══ Record set

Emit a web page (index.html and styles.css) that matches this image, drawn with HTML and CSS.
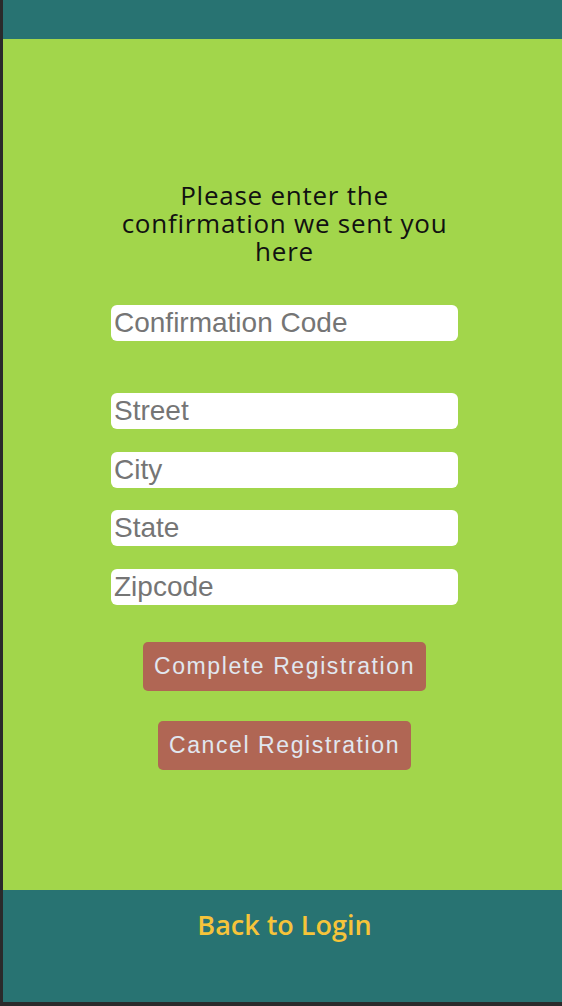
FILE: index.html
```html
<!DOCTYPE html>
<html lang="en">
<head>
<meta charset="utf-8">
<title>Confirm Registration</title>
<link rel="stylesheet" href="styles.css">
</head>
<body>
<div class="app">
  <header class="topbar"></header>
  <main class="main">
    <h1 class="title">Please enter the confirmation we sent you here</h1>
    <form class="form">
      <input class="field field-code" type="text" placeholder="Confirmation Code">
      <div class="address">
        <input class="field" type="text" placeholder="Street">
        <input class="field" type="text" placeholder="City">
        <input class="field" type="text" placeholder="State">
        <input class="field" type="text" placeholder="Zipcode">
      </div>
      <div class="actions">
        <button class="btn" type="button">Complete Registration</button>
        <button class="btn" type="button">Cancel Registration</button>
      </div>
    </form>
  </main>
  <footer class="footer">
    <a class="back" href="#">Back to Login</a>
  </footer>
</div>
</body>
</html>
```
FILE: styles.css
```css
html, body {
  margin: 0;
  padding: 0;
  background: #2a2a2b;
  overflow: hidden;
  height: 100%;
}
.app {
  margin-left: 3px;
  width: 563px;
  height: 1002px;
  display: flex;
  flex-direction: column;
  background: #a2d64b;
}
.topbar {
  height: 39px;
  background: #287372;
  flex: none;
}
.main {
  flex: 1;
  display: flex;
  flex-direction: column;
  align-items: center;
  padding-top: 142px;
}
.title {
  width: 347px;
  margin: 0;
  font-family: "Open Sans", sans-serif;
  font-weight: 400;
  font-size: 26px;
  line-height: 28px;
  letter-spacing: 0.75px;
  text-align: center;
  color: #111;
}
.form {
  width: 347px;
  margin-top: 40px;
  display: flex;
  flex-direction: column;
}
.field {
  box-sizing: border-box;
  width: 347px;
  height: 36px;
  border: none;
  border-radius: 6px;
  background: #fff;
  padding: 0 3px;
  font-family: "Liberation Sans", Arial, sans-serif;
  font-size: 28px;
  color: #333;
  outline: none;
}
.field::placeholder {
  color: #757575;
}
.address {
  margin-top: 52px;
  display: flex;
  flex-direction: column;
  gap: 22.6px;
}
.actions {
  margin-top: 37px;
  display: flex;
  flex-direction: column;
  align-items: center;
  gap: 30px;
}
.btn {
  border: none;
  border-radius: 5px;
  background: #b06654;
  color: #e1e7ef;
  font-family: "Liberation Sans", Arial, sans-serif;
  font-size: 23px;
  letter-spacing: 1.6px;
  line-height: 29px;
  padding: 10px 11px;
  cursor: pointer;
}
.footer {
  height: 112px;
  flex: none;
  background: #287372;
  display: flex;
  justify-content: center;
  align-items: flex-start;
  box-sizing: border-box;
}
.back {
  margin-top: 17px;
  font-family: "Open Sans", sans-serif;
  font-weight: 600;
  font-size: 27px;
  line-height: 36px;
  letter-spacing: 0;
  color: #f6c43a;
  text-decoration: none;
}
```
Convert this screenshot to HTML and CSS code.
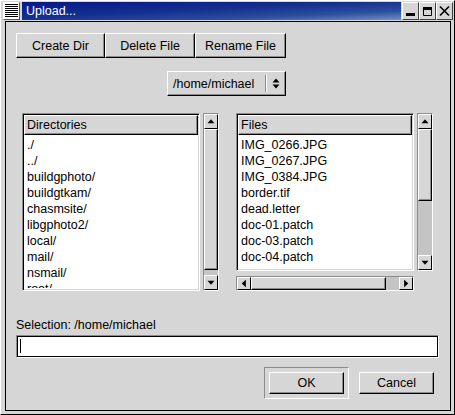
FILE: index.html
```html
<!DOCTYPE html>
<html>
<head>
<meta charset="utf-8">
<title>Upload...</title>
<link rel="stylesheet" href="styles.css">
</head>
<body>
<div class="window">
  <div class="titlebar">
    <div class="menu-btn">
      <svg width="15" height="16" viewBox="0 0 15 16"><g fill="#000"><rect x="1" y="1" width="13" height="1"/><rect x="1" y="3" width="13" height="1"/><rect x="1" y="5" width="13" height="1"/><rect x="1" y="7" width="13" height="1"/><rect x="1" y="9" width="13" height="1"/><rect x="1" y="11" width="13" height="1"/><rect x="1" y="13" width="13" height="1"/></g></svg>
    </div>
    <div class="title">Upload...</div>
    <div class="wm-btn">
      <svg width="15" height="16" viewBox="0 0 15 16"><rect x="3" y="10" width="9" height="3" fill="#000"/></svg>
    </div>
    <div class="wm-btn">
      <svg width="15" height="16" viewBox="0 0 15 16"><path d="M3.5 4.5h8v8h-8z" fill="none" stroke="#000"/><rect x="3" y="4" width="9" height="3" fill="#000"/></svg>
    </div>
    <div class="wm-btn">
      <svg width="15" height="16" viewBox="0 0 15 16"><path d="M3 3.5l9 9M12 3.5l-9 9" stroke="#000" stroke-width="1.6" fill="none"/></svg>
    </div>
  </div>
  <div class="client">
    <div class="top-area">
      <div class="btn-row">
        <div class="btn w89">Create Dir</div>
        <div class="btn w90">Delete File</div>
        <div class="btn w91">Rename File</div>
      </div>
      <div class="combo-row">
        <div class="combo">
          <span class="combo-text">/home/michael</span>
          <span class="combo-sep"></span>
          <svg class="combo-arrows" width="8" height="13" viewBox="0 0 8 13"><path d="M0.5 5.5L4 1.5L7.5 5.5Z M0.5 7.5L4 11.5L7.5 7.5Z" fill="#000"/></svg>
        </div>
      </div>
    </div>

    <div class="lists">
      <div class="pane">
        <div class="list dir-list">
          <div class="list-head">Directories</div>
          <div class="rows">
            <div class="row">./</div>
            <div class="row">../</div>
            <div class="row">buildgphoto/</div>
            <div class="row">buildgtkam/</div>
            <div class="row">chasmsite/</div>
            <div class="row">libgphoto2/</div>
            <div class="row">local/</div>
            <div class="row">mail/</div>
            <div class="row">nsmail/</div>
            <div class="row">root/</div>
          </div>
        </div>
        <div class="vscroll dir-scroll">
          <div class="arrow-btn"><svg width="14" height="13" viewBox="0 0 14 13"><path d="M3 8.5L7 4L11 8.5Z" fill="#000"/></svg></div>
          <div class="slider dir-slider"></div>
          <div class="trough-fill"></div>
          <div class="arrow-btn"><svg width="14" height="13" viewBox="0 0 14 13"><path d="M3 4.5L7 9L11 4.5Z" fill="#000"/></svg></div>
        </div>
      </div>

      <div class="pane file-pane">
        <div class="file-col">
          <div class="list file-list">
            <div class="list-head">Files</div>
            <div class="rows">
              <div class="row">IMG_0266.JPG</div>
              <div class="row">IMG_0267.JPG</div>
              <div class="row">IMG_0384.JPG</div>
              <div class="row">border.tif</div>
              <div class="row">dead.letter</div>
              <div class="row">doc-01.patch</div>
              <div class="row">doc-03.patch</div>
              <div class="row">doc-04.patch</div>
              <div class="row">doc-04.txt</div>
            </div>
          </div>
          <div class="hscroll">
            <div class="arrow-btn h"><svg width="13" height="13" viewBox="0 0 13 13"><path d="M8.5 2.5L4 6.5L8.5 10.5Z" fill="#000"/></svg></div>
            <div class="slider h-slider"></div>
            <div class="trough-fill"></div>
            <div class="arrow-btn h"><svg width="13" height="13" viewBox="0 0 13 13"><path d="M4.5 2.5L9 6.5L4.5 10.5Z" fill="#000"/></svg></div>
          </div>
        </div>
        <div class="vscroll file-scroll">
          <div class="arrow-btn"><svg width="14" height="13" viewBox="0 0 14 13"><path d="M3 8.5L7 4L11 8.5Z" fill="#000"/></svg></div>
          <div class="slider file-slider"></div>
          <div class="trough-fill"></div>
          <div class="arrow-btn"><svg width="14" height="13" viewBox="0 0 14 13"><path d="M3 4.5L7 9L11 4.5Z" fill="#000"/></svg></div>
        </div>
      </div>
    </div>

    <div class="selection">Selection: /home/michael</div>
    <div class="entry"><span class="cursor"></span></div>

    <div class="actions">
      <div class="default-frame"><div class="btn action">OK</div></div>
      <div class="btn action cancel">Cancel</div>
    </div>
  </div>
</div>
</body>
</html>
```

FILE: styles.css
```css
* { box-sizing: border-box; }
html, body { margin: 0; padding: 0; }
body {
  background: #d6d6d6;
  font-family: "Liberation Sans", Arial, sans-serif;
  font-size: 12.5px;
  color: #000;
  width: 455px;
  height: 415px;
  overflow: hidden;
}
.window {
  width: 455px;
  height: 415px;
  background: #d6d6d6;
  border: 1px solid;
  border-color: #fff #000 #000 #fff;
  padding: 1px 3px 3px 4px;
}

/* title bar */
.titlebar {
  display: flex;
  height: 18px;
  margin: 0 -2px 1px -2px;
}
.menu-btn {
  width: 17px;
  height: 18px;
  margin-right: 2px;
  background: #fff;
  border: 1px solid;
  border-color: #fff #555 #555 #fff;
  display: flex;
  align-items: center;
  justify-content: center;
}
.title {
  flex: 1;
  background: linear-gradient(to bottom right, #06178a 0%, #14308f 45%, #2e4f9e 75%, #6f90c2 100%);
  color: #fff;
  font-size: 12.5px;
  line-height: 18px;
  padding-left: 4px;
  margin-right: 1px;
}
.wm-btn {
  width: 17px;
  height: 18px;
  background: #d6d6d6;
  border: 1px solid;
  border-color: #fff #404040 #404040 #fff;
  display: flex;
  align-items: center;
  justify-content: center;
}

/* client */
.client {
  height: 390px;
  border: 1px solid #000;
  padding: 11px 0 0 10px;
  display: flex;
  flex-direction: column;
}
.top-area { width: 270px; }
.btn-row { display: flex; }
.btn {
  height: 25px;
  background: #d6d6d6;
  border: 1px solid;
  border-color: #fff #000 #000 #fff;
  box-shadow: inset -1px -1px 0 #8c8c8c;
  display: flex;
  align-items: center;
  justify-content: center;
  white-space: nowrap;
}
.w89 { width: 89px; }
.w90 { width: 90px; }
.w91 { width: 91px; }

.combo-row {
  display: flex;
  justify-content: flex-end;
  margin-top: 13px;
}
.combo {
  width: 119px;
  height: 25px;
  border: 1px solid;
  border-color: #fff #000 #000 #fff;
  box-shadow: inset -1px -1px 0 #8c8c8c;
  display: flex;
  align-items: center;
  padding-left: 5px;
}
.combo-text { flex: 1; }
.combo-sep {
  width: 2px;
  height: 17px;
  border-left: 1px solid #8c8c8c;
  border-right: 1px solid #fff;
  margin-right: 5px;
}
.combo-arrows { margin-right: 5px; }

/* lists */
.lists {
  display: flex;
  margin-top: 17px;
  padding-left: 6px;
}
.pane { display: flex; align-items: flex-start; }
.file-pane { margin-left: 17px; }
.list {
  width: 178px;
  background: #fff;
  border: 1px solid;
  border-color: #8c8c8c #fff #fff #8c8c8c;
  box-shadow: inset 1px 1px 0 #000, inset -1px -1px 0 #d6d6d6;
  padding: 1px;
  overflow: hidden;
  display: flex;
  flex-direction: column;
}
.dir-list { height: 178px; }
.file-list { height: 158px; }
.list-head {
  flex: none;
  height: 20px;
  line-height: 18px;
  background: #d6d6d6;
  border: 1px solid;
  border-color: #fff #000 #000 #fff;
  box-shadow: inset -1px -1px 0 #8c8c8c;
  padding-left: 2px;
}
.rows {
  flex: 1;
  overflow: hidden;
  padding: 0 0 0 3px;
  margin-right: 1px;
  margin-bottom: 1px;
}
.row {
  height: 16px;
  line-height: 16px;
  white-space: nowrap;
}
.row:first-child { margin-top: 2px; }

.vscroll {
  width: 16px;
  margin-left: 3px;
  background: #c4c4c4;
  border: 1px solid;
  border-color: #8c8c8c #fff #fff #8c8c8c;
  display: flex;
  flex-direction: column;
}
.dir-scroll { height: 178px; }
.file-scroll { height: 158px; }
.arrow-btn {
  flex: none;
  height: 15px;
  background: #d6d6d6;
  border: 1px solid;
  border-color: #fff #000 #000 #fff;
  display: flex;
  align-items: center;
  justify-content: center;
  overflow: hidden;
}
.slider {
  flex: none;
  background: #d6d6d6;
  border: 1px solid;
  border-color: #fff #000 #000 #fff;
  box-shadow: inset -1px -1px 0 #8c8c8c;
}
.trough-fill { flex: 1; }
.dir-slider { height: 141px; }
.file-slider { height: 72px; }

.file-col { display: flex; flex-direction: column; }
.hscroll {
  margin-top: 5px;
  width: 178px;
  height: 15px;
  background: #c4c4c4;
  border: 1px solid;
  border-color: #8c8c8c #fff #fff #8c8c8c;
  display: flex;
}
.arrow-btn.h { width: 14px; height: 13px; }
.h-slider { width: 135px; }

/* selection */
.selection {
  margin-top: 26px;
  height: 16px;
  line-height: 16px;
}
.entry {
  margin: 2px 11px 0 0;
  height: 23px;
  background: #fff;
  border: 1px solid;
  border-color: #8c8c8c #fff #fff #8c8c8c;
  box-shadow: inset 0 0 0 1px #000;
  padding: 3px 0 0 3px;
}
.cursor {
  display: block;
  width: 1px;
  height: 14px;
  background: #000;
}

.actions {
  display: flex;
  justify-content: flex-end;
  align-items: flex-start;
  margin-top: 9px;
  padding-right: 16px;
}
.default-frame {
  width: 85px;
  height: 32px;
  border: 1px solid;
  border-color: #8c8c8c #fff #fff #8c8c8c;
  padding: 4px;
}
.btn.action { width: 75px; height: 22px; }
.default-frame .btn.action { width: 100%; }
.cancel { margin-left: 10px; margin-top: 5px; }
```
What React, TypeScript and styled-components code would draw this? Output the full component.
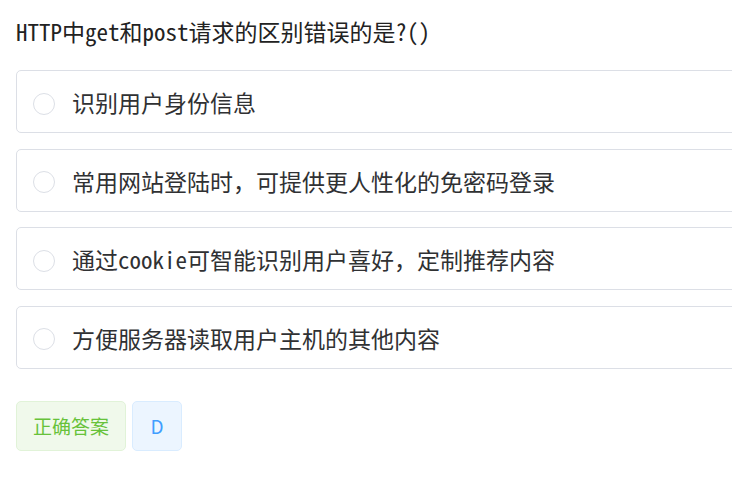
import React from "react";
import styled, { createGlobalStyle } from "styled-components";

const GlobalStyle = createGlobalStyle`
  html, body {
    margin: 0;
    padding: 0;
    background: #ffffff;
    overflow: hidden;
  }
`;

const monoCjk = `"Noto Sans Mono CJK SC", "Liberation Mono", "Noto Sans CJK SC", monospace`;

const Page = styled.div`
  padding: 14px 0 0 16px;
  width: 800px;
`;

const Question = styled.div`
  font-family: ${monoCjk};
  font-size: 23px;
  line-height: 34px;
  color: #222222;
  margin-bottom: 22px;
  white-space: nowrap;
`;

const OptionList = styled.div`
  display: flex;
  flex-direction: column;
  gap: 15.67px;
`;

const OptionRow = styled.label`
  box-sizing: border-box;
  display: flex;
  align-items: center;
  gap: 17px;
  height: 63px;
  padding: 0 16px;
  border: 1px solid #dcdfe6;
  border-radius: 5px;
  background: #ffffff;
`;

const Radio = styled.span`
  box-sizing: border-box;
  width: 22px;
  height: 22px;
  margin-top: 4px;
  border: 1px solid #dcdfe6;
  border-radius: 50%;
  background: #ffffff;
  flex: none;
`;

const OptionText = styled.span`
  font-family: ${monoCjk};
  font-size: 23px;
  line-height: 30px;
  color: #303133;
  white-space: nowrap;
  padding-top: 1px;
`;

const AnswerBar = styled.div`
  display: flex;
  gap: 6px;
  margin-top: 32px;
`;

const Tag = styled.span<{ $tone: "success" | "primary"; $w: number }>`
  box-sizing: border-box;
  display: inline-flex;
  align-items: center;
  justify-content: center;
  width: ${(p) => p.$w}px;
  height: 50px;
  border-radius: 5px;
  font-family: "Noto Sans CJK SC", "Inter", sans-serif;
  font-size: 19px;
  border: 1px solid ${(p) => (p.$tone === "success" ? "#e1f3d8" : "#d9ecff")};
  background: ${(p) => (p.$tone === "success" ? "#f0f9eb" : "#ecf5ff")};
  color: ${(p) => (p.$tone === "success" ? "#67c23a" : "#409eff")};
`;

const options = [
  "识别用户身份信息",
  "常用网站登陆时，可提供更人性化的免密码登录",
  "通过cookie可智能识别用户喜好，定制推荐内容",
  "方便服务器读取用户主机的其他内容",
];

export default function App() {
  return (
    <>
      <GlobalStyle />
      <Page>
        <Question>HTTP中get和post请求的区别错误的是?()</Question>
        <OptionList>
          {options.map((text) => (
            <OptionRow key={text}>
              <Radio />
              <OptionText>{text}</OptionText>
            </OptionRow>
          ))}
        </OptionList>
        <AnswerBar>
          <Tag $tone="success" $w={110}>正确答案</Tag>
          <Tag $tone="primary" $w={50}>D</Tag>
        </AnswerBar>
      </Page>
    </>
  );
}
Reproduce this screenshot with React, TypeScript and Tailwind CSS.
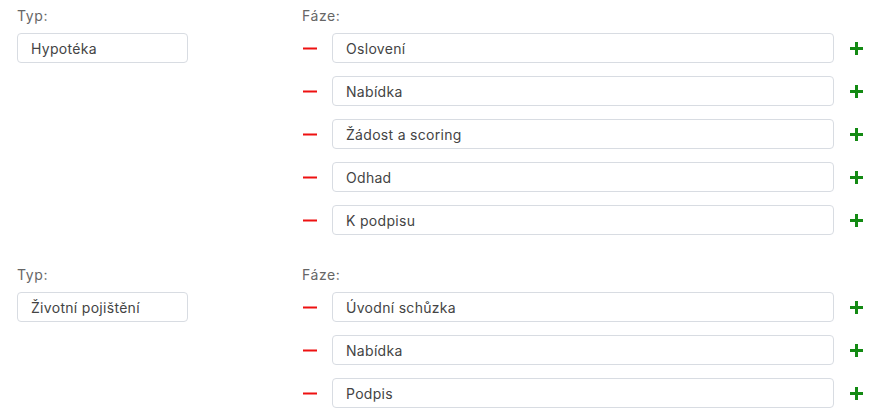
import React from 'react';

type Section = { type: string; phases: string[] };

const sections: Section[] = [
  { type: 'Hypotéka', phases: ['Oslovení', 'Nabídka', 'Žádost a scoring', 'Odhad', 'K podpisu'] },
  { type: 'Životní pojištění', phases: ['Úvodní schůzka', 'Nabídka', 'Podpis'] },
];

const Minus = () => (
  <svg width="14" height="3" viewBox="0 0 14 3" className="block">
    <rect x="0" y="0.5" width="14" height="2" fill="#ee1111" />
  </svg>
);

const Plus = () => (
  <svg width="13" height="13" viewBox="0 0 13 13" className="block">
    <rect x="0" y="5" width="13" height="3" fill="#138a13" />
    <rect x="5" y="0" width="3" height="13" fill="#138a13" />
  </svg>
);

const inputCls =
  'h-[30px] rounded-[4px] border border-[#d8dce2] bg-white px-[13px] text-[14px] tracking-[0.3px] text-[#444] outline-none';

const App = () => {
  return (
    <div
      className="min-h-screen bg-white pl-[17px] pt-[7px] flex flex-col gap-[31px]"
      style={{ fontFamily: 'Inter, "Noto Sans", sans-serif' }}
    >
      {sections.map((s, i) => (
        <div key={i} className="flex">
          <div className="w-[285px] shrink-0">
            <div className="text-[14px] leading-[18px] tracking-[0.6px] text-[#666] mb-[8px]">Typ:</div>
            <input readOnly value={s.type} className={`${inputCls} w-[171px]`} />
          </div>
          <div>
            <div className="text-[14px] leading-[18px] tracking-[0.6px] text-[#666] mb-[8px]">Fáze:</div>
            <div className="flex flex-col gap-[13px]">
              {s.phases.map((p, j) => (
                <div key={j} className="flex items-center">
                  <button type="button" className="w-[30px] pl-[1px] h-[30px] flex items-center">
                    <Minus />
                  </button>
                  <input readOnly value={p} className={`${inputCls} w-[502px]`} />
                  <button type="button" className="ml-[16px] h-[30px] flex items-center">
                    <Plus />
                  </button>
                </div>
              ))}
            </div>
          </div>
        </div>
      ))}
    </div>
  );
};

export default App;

════

▸ **Directions**: Both the line containing "What React, TypeScript" and the line containing "Sans Mono CJK" belong in the copy, along with every line between them. Reproduce that stretch exactly, without the pictures.

▸ **Task output**:
What React, TypeScript and styled-components code would draw this? Output the full component.
import React from "react";
import styled, { createGlobalStyle } from "styled-components";

const GlobalStyle = createGlobalStyle`
  html, body {
    margin: 0;
    padding: 0;
    background: #ffffff;
    overflow: hidden;
  }
`;

const monoCjk = `"Noto Sans Mono CJK SC", "Liberation Mono", "Noto Sans CJK SC", monospace`;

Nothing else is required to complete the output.